How does the Israeli invasion of South Lebanon – the site of 25% of the country’s agriculture – and the ongoing Israeli attacks on the Beqaa, known as Lebanon’s breadbasket, threaten disruptions to agricultural production in Lebanon? Are there better and worse case scenarios we should be thinking about?
What Israel is doing in South Lebanon can and should only be referred to as planned and intentional ethnic cleansing, with systematic destruction of homes and infrastructures aimed at delaying any potential return of the local population. Israel is also intentionally committing an ecocide: a war on ecosystems, land, forests, and water.
To understand the disruptions to agricultural production, we need to understand the nature of agriculture systems in South Lebanon. For several historical and natural reasons, local food systems (except for the coastal areas) have remained traditional – a predominance of family farming, mixed livestock and crop farms, olive orchards, and agroforestry. These constitute the bases of a low-input production model that relies heavily on olive production as well as nonwood forest products such as carob, laurel, zaatar, honey, and pine nuts.
Food systems in South Lebanon have always played a key role in defining the local population’s identity and attachment to the land. They are a symbol of resistance and resilience against occupation, from tobacco production and wild zaatar harvesting to historically commonly managed water ponds (birkes).
Israel’s ecocide in South Lebanon will have devastating repercussions on local communities’ capacity to return. Its impact on the national food system and value chains, however, will be limited because the commercialization and marketing of local agricultural production remain localized and mostly aimed at sustaining local food markets. That said, the major disruption at the national level will be in the domestic olive oil supply for the coming seasons, as the area south of the Zahrani River represents approximately a quarter of Lebanon’s olive production.
The impact on agricultural production in Lebanon’s southern coastal areas is more pronounced, with significant income losses expected for citrus, banana, and avocado producers, as well as greenhouse producers, as agriculture in coastal areas is more intensive and export dependent.
As for the Beqaa, the impact of Israeli bombardment on agricultural production remains limited to date. However, there are other factors that could lead to food market disruptions. For example, if access to export roads through Syria is threatened, there is a risk of oversupply of export-dependent commodities. Export route closure would impact farmers across the country, especially export-dependent crop producers such as apple, grape, banana, and citrus farmers.

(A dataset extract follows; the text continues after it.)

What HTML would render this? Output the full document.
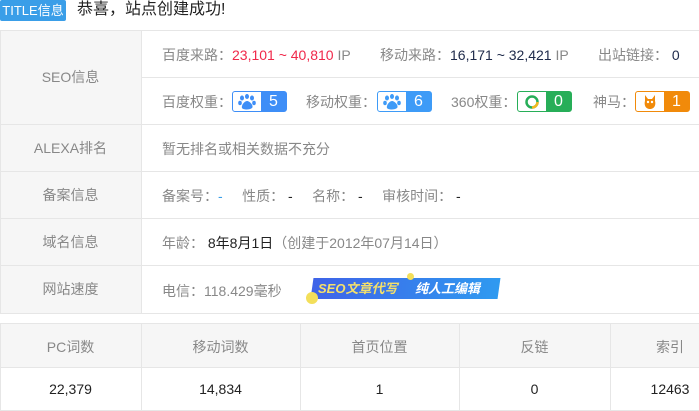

In terms of scenarios, the worst case would be an increase in the systematic and intentional destruction of forest resources in South Lebanon, combined with Israeli access to the Litani River water. The Litani irrigation systems, particularly the Qasimiyeh-Ras al-Ain network, supply irrigation water to vast areas in the southern coastal plains. In the 2024 war, Israel bombed the irrigation network infrastructure in Qasimiyeh. An extension of the Litani irrigation network is also planned to provide further irrigation to areas in Bint Jbeil and Marjayoun.
Israel would require minimal infrastructure to divert Litani water toward the upper Galilee, which would create a catastrophic situation for agriculture in general, both in terms of water supply to the region not directly under occupation and also for the capacity of local populations to return. From a political perspective, such a situation would definitely lead to long-term confrontation and armed resistance against the Israeli occupation.
There is no “better case” scenario in the current context; the ethnic cleansing and ecocide must be brought to a halt by any available means.
How is the partial closure of the Strait of Hormuz likely to disrupt food systems worldwide? How are these effects starting to be felt in Lebanon?
Modern intensive agriculture is highly dependent on fossil fuel energy. An increase in energy prices has a direct and significant impact on agricultural production costs, not only as direct energy use, but also as an input in the production of chemical pesticides, fertilizers, plastics, and machinery.
The Strait of Hormuz is typically discussed in terms of fossil fuel energy, but what is often overlooked is that about one-third of the world’s seaborne fertilizer trade also transits through the strait. We’re talking about urea, ammonia, phosphates, sulfur – the basic building blocks of intensive agricultural production. Gulf countries account for half of urea and one-third of ammonia exports. So, we are not just dealing with an energy crisis, we are dealing with the foundations of global food production being disrupted, a direct threat to the green revolution production model.
Energy, food, and water security are not separate issues. From energy to fertilizer production to planting decisions to yields to food commodity price speculation, there is a serious risk of spiraling food inflation that may lead to catastrophic results worldwide and in the region. The potential impact could be much greater than the spillover of the 2008 energy and food price crisis and its well-known role in the 2011 uprisings in Egypt, Tunisia, and Syria. The UN Food and Agriculture Organization has been quite clear about this, calling it a systemic shock affecting food systems globally, not just an energy shock.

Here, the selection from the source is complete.